— WHAT TO WORK ON —
Scan the lines below for the word "React". Copy each line you find it in.

-- begin INFORMATION SHOWN --

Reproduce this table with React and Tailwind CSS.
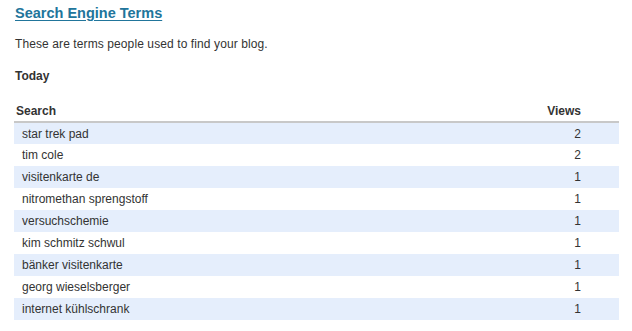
const terms = [
  ['star trek pad', 2],
  ['tim cole', 2],
  ['visitenkarte de', 1],
  ['nitromethan sprengstoff', 1],
  ['versuchschemie', 1],
  ['kim schmitz schwul', 1],
  ['bänker visitenkarte', 1],
  ['georg wieselsberger', 1],
  ['internet kühlschrank', 1],
];

export default function App() {
  return (
    <div className="w-[632px] h-[331px] bg-white overflow-hidden pl-[15px] pr-[13px] pt-[4px] font-['Liberation_Sans',Arial,sans-serif] text-[#333]">
      <h2 className="text-[14.5px] font-bold leading-[18px] text-[#21759b] underline underline-offset-2">
        Search Engine Terms
      </h2>
      <p className="mt-[15px] text-[12px] tracking-[0.1px] leading-[14px]">
        These are terms people used to find your blog.
      </p>
      <h3 className="mt-[18px] text-[12px] font-bold leading-[14px]">Today</h3>
      <table className="mt-[20px] -ml-px w-[605px] border-collapse text-[12px]">
        <thead>
          <tr className="border-b-2 border-[#c8c8c8]">
            <th className="pl-[2px] pt-[1px] pb-[3px] text-left font-bold leading-[14px]">Search</th>
            <th className="pr-[38px] pt-[1px] pb-[3px] text-right font-bold leading-[14px]">Views</th>
          </tr>
        </thead>
        <tbody>
          {terms.map(([term, views], i) => (
            <tr key={term} className={i % 2 === 0 ? 'bg-[#e5eefc]' : 'bg-white'}>
              <td className="h-[22px] pl-[8px] leading-[14px]">{term}</td>
              <td className="h-[22px] pr-[38px] text-right leading-[14px]">{views}</td>
            </tr>
          ))}
        </tbody>
      </table>
    </div>
  );
}
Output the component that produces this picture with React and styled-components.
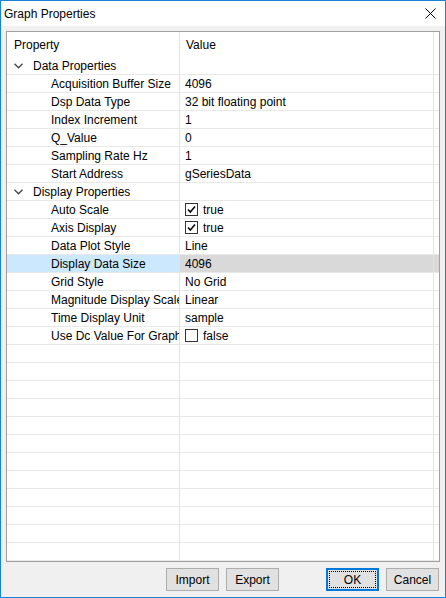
import React from 'react';
import styled, {createGlobalStyle} from 'styled-components';

const GlobalStyle = createGlobalStyle`
    html, body { margin:0; padding:0; background:#fff; }
    * { box-sizing:border-box; }
    body { font-family:"Liberation Sans", "Noto Sans CJK KR", sans-serif; font-size:12px; color:#000; }
`;

const Window = styled.div`
    width:446px;height:598px;border:1px solid #1883d7;display:flex;flex-direction:column;background:#f0f0f0;
`;
const TitleBar = styled.div`
    height:25px;background:#fff;display:flex;align-items:center;justify-content:space-between;padding:0 9px 0 3px;
    span{ font-size:12px; }
`;
const Body = styled.div`
    flex:1;display:flex;flex-direction:column;padding:5px 5px 0 5px;
`;
const Grid = styled.div`
    height:531px;border:1px solid #a0a0a0;background:#fff;overflow:hidden;
`;
const Row = styled.div`
    display:grid;grid-template-columns:173px 254px 1fr;
    height:${p => p.$header ? 25 : 18}px;
    border-bottom:${p => p.$header ? 'none' : '1px solid #e8e8e8'};
`;
const Cell = styled.div`
    display:flex;align-items:center;white-space:nowrap;overflow:hidden;
    padding-left:${p => p.$pad || 0}px;
    border-right:${p => p.$last ? 'none' : '1px solid #e3e3e3'};
    background:${p => p.$bg || 'transparent'};
    gap:${p => p.$gap || 0}px;
`;
const Check = styled.span`
    width:13px;height:13px;border:1px solid #333;background:#fff;display:inline-flex;align-items:center;justify-content:center;
`;
const Footer = styled.div`
    height:35px;display:flex;align-items:center;justify-content:flex-end;padding-right:1px;
`;
const Button = styled.button`
    width:53px;height:23px;margin-left:${p => p.$ml || 7}px;font-family:inherit;font-size:12px;color:#000;
    background:#e1e1e1;border:1px solid ${p => p.$focus ? '#0078d7' : '#adadad'};padding:0;
    box-shadow:${p => p.$focus ? 'inset 0 0 0 1px #0078d7' : 'none'};
    outline:${p => p.$focus ? '1px dotted #000' : 'none'};outline-offset:-4px;
`;

const Chevron = () => (
    <svg width="9" height="6" viewBox="0 0 9 6">
        <polyline points="0.5,0.8 4.5,4.8 8.5,0.8" fill="none" stroke="#444" strokeWidth="1.3" />
    </svg>
);

const Tick = () => (
    <svg width="11" height="11" viewBox="0 0 11 11">
        <polyline points="2,5.5 4.3,8 9,2.5" fill="none" stroke="#000" strokeWidth="1.5" />
    </svg>
);

const rows = [
    {group:'Data Properties'},
    {label:'Acquisition Buffer Size', value:'4096'},
    {label:'Dsp Data Type', value:'32 bit floating point'},
    {label:'Index Increment', value:'1'},
    {label:'Q_Value', value:'0'},
    {label:'Sampling Rate Hz', value:'1'},
    {label:'Start Address', value:'gSeriesData'},
    {group:'Display Properties'},
    {label:'Auto Scale', value:'true', check:true},
    {label:'Axis Display', value:'true', check:true},
    {label:'Data Plot Style', value:'Line'},
    {label:'Display Data Size', value:'4096', selected:true},
    {label:'Grid Style', value:'No Grid'},
    {label:'Magnitude Display Scale', value:'Linear'},
    {label:'Time Display Unit', value:'sample'},
    {label:'Use Dc Value For Graph', value:'false', check:false},
];

const App = () => {
    const fillers = Array.from({length:14});
    return (
        <>
            <GlobalStyle />
            <Window>
                <TitleBar>
                    <span>Graph Properties</span>
                    <svg width="11" height="11" viewBox="0 0 11 11">
                        <path d="M0.5 0.5 L10.5 10.5 M10.5 0.5 L0.5 10.5" stroke="#000" strokeWidth="1" />
                    </svg>
                </TitleBar>
                <Body>
                    <Grid>
                        <Row $header>
                            <Cell $pad={7}>Property</Cell>
                            <Cell $pad={6}>Value</Cell>
                            <Cell $last />
                        </Row>
                        {rows.map((r, i) => r.group ? (
                            <Row key={i}>
                                <Cell $pad={7} $gap={10}><Chevron />{r.group}</Cell>
                                <Cell />
                                <Cell $last />
                            </Row>
                        ) : (
                            <Row key={i}>
                                <Cell $pad={44} $bg={r.selected ? '#cce8ff' : null}>{r.label}</Cell>
                                <Cell $pad={5} $gap={5} $bg={r.selected ? '#d9d9d9' : null}>
                                    {r.check !== undefined && <Check>{r.check && <Tick />}</Check>}
                                    {r.value}
                                </Cell>
                                <Cell $last $bg={r.selected ? '#d9d9d9' : null} />
                            </Row>
                        ))}
                        {fillers.map((_, i) => (
                            <Row key={'f' + i}>
                                <Cell />
                                <Cell />
                                <Cell $last />
                            </Row>
                        ))}
                    </Grid>
                    <Footer>
                        <Button>Import</Button>
                        <Button>Export</Button>
                        <Button $ml={47} $focus>OK</Button>
                        <Button>Cancel</Button>
                    </Footer>
                </Body>
            </Window>
        </>
    );
};

export default App;
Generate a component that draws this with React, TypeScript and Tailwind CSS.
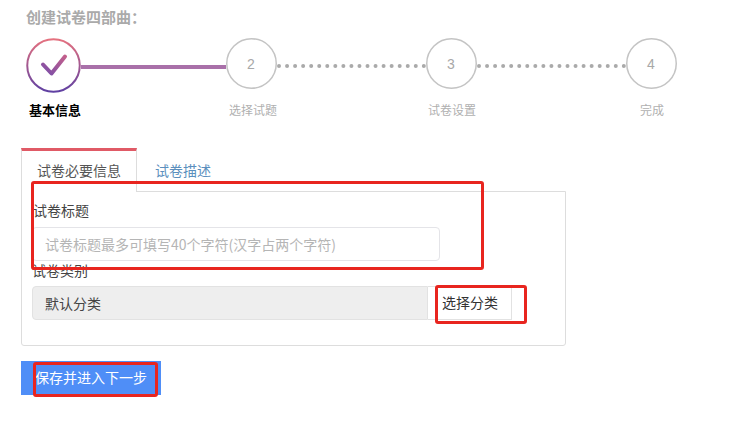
export default function App() {
  const font = "[font-family:'Noto_Sans_CJK_SC','Liberation_Sans',sans-serif]";
  return (
    <div className={`relative w-[730px] h-[436px] overflow-hidden bg-white ${font}`}>
      <div className="pt-[8px] pl-[21px] flex flex-col items-start">
        <div className="ml-[5px] h-[20px] leading-[18px] text-[15px] font-bold text-[#aaaaaa] whitespace-nowrap">创建试卷四部曲：</div>
        <div className="ml-[5px] mt-[10px] flex items-start">
          <svg width="55" height="55" viewBox="0 0 55 55" className="shrink-0">
            <defs>
              <linearGradient id="g" gradientUnits="userSpaceOnUse" x1="0" y1="0" x2="0" y2="55">
                <stop offset="0" stopColor="#e8727e" />
                <stop offset="1" stopColor="#5c3fa3" />
              </linearGradient>
              <linearGradient id="c" gradientUnits="userSpaceOnUse" x1="38" y1="18" x2="25" y2="37">
                <stop offset="0" stopColor="#c25f8c" />
                <stop offset="1" stopColor="#8350a5" />
              </linearGradient>
            </defs>
            <circle cx="27.5" cy="27.5" r="26.25" fill="none" stroke="url(#g)" strokeWidth="2" />
            <path d="M17 26.5 L25.5 35.5 L39 18.5" fill="none" stroke="url(#c)" strokeWidth="4" strokeLinecap="round" strokeLinejoin="round" />
          </svg>
          <div className="w-[145px] h-[4px] mt-[27px] bg-[#a970a9]" />
          <Circle n="2" />
          <Dots />
          <Circle n="3" />
          <Dots />
          <Circle n="4" />
        </div>
        <div className="mt-[7px] h-[20px] flex items-center">
          <div className="ml-[8px] w-[52px] text-[13px] leading-[20px] font-bold text-black whitespace-nowrap">基本信息</div>
          <Label cls="ml-[148px] w-[48px]" text="选择试题" />
          <Label cls="ml-[151px] w-[48px]" text="试卷设置" />
          <Label cls="ml-[164px] w-[24px]" text="完成" />
        </div>
        <div className="mt-[28px] w-[545px]">
          <div className="flex h-[44px] relative z-10">
            <div className="w-[116px] h-[44px] border-t-[3px] border-t-[#e05a66] border-x border-x-[#dddddd] bg-white pl-[15px] pt-[9px] text-[14px] leading-[20px] text-[#555555]">试卷必要信息</div>
            <div className="pl-[18px] pt-[12px] text-[14px] leading-[20px] text-[#5b8fbd]">试卷描述</div>
          </div>
          <div className="-mt-[1px] h-[155px] border border-[#dddddd] rounded-b-[3px] pl-[10px] pt-[8px]">
            <div className="h-[20px] pl-[1px] leading-[20px] text-[14px] text-[#444444]">试卷标题</div>
            <div className="mt-[7px] w-[408px] h-[34px] border border-[#e4e4e8] rounded-[4px] pl-[12px] leading-[32px] text-[14px] text-[#b5b5b5]">试卷标题最多可填写40个字符(汉字占两个字符)</div>
            <div className="-mt-[1px] h-[20px] leading-[20px] text-[14px] text-[#444444]">试卷类别</div>
            <div className="mt-[6px] flex h-[34px]">
              <div className="w-[396px] bg-[#eeeeee] border border-[#e2e2e2] rounded-l-[4px] pl-[12px] leading-[32px] text-[14px] text-[#444444]">默认分类</div>
              <div className="w-[84px] border border-l-0 border-[#e2e2e2] pl-[14px] leading-[30px] text-[14px] text-[#333333]">选择分类</div>
            </div>
          </div>
        </div>
        <div className="mt-[15px] w-[140px] h-[34px] bg-[#4f8ef7] pl-[14px] leading-[32px] text-[14px] text-white">保存并进入下一步</div>
      </div>
      <div className="absolute left-[31px] top-[181px] w-[453px] h-[89px] border-[3px] border-[#e8251f] rounded-[3px] z-20" />
      <div className="absolute left-[435px] top-[285px] w-[92px] h-[39px] border-[3px] border-[#e8251f] rounded-[3px] z-20" />
      <div className="absolute left-[33px] top-[362px] w-[125px] h-[35px] border-[3px] border-[#e8251f] rounded-[3px] z-20" />
    </div>
  );
}

function Circle({ n }: { n: string }) {
  return (
    <svg width="51" height="51" viewBox="0 0 51 51" className="shrink-0">
      <circle cx="25.5" cy="25.5" r="24.75" fill="none" stroke="#c4c4c4" strokeWidth="1.5" />
      <text x="25" y="30.5" textAnchor="middle" fontSize="14" fill="#a8a8a8" fontFamily="'Liberation Sans', sans-serif">{n}</text>
    </svg>
  );
}

function Dots() {
  return <div className="w-[149px] h-0 mt-[26px] border-t-4 border-dotted border-[#aaaaaa]" />;
}

function Label({ cls, text }: { cls: string; text: string }) {
  return <div className={`${cls} text-[12px] leading-[20px] text-[#b0b0b0] whitespace-nowrap`}>{text}</div>;
}
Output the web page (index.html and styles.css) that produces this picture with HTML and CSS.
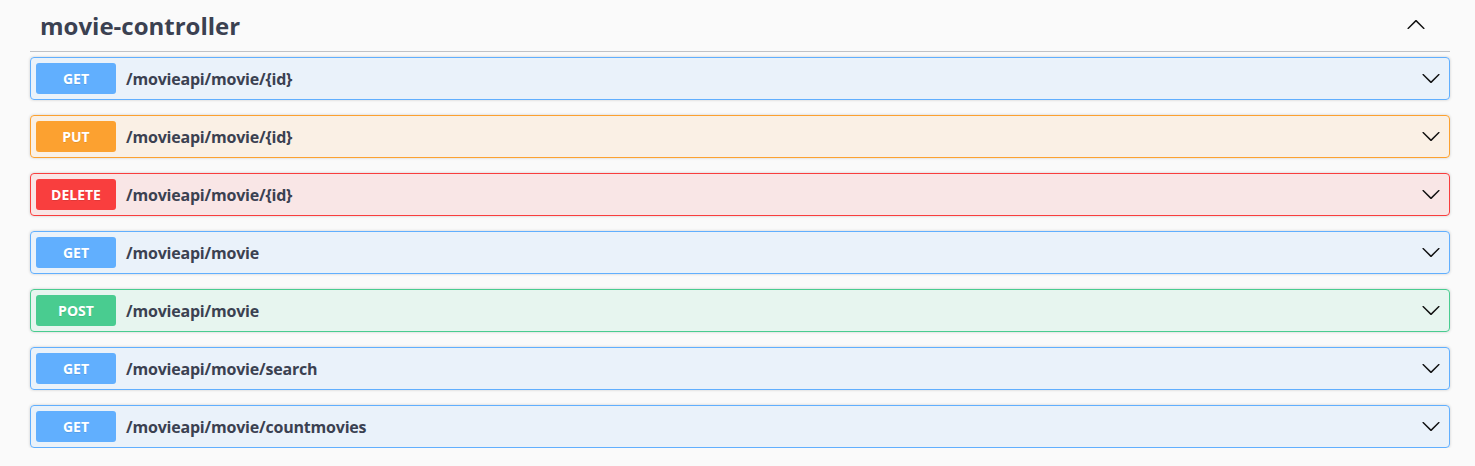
FILE: index.html
```html
<!DOCTYPE html>
<html lang="en">
<head>
<meta charset="utf-8">
<title>movie-controller</title>
<link rel="stylesheet" href="styles.css">
</head>
<body>
<div class="wrapper">
  <section class="tag-section">
    <h3 class="tag">
      <span class="tag-name">movie-controller</span>
      <svg class="arrow" width="20" height="20" viewBox="0 0 20 20"><path d="M2.582 13.891c-.272.268-.709.268-.979 0s-.271-.701 0-.969l7.908-7.83c.27-.268.707-.268.979 0l7.908 7.83c.27.268.27.701 0 .969-.271.268-.709.268-.979 0L10 6.75l-7.418 7.141z"/></svg>
    </h3>
    <div class="ops">
      <div class="op op-get"><span class="method">GET</span><span class="path">/movieapi/movie/{id}</span><svg class="arrow" width="20" height="20" viewBox="0 0 20 20"><path d="M17.418 6.109c.272-.268.709-.268.979 0s.271.701 0 .969l-7.908 7.83c-.27.268-.707.268-.979 0l-7.908-7.83c-.27-.268-.27-.701 0-.969.271-.268.709-.268.979 0L10 13.25l7.418-7.141z"/></svg></div>
      <div class="op op-put"><span class="method">PUT</span><span class="path">/movieapi/movie/{id}</span><svg class="arrow" width="20" height="20" viewBox="0 0 20 20"><path d="M17.418 6.109c.272-.268.709-.268.979 0s.271.701 0 .969l-7.908 7.83c-.27.268-.707.268-.979 0l-7.908-7.83c-.27-.268-.27-.701 0-.969.271-.268.709-.268.979 0L10 13.25l7.418-7.141z"/></svg></div>
      <div class="op op-delete"><span class="method">DELETE</span><span class="path">/movieapi/movie/{id}</span><svg class="arrow" width="20" height="20" viewBox="0 0 20 20"><path d="M17.418 6.109c.272-.268.709-.268.979 0s.271.701 0 .969l-7.908 7.83c-.27.268-.707.268-.979 0l-7.908-7.83c-.27-.268-.27-.701 0-.969.271-.268.709-.268.979 0L10 13.25l7.418-7.141z"/></svg></div>
      <div class="op op-get"><span class="method">GET</span><span class="path">/movieapi/movie</span><svg class="arrow" width="20" height="20" viewBox="0 0 20 20"><path d="M17.418 6.109c.272-.268.709-.268.979 0s.271.701 0 .969l-7.908 7.83c-.27.268-.707.268-.979 0l-7.908-7.83c-.27-.268-.27-.701 0-.969.271-.268.709-.268.979 0L10 13.25l7.418-7.141z"/></svg></div>
      <div class="op op-post"><span class="method">POST</span><span class="path">/movieapi/movie</span><svg class="arrow" width="20" height="20" viewBox="0 0 20 20"><path d="M17.418 6.109c.272-.268.709-.268.979 0s.271.701 0 .969l-7.908 7.83c-.27.268-.707.268-.979 0l-7.908-7.83c-.27-.268-.27-.701 0-.969.271-.268.709-.268.979 0L10 13.25l7.418-7.141z"/></svg></div>
      <div class="op op-get"><span class="method">GET</span><span class="path">/movieapi/movie/search</span><svg class="arrow" width="20" height="20" viewBox="0 0 20 20"><path d="M17.418 6.109c.272-.268.709-.268.979 0s.271.701 0 .969l-7.908 7.83c-.27.268-.707.268-.979 0l-7.908-7.83c-.27-.268-.27-.701 0-.969.271-.268.709-.268.979 0L10 13.25l7.418-7.141z"/></svg></div>
      <div class="op op-get"><span class="method">GET</span><span class="path">/movieapi/movie/countmovies</span><svg class="arrow" width="20" height="20" viewBox="0 0 20 20"><path d="M17.418 6.109c.272-.268.709-.268.979 0s.271.701 0 .969l-7.908 7.83c-.27.268-.707.268-.979 0l-7.908-7.83c-.27-.268-.27-.701 0-.969.271-.268.709-.268.979 0L10 13.25l7.418-7.141z"/></svg></div>
    </div>
  </section>
</div>
</body>
</html>
```
FILE: styles.css
```css
html, body {
  margin: 0;
  padding: 0;
  background: #fafafa;
}
body {
  font-family: "Open Sans", "Liberation Sans", sans-serif;
  color: #3b4151;
}
.wrapper {
  padding: 0 25px 0 30px;
}
.tag {
  display: flex;
  align-items: center;
  margin: 0 0 5px;
  padding: 10px 24px 10px 10px;
  border-bottom: 1px solid rgba(59, 65, 81, 0.3);
  font-size: 24px;
  line-height: 31px;
  font-weight: 700;
  color: #3b4151;
}
.tag-name {
  flex: 1;
}
.arrow {
  display: block;
  fill: #111;
  flex: none;
}
.tag .arrow {
  margin-top: -2px;
}
.ops {
  display: flex;
  flex-direction: column;
  gap: 15px;
}
.op {
  display: flex;
  align-items: center;
  padding: 5px 8px 5px 5px;
  border: 1px solid #61affe;
  border-radius: 4px;
  box-shadow: 0 0 3px rgba(0, 0, 0, 0.19);
}
.method {
  min-width: 80px;
  padding: 6px 0;
  margin-right: 10px;
  border-radius: 3px;
  text-align: center;
  font-size: 14px;
  line-height: 19px;
  font-weight: 700;
  color: #fff;
  text-shadow: 0 1px 0 rgba(0, 0, 0, 0.1);
}
.path {
  flex: 1;
  font-size: 16px;
  line-height: 20px;
  font-weight: 700;
  letter-spacing: -0.2px;
  color: #3b4151;
}
.op .arrow {
  margin-top: -2px;
}
.op-get {
  border-color: #61affe;
  background: rgba(97, 175, 254, 0.1);
}
.op-get .method { background: #61affe; }
.op-put {
  border-color: #fca130;
  background: rgba(252, 161, 48, 0.1);
}
.op-put .method { background: #fca130; }
.op-delete {
  border-color: #f93e3e;
  background: rgba(249, 62, 62, 0.1);
}
.op-delete .method { background: #f93e3e; }
.op-post {
  border-color: #49cc90;
  background: rgba(73, 204, 144, 0.1);
}
.op-post .method { background: #49cc90; }
```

-- end INFORMATION SHOWN --

— WRITTEN REPLY —
Reproduce this table with React and Tailwind CSS.
Output the component that produces this picture with React and styled-components.
import React from 'react';
Generate a component that draws this with React, TypeScript and Tailwind CSS.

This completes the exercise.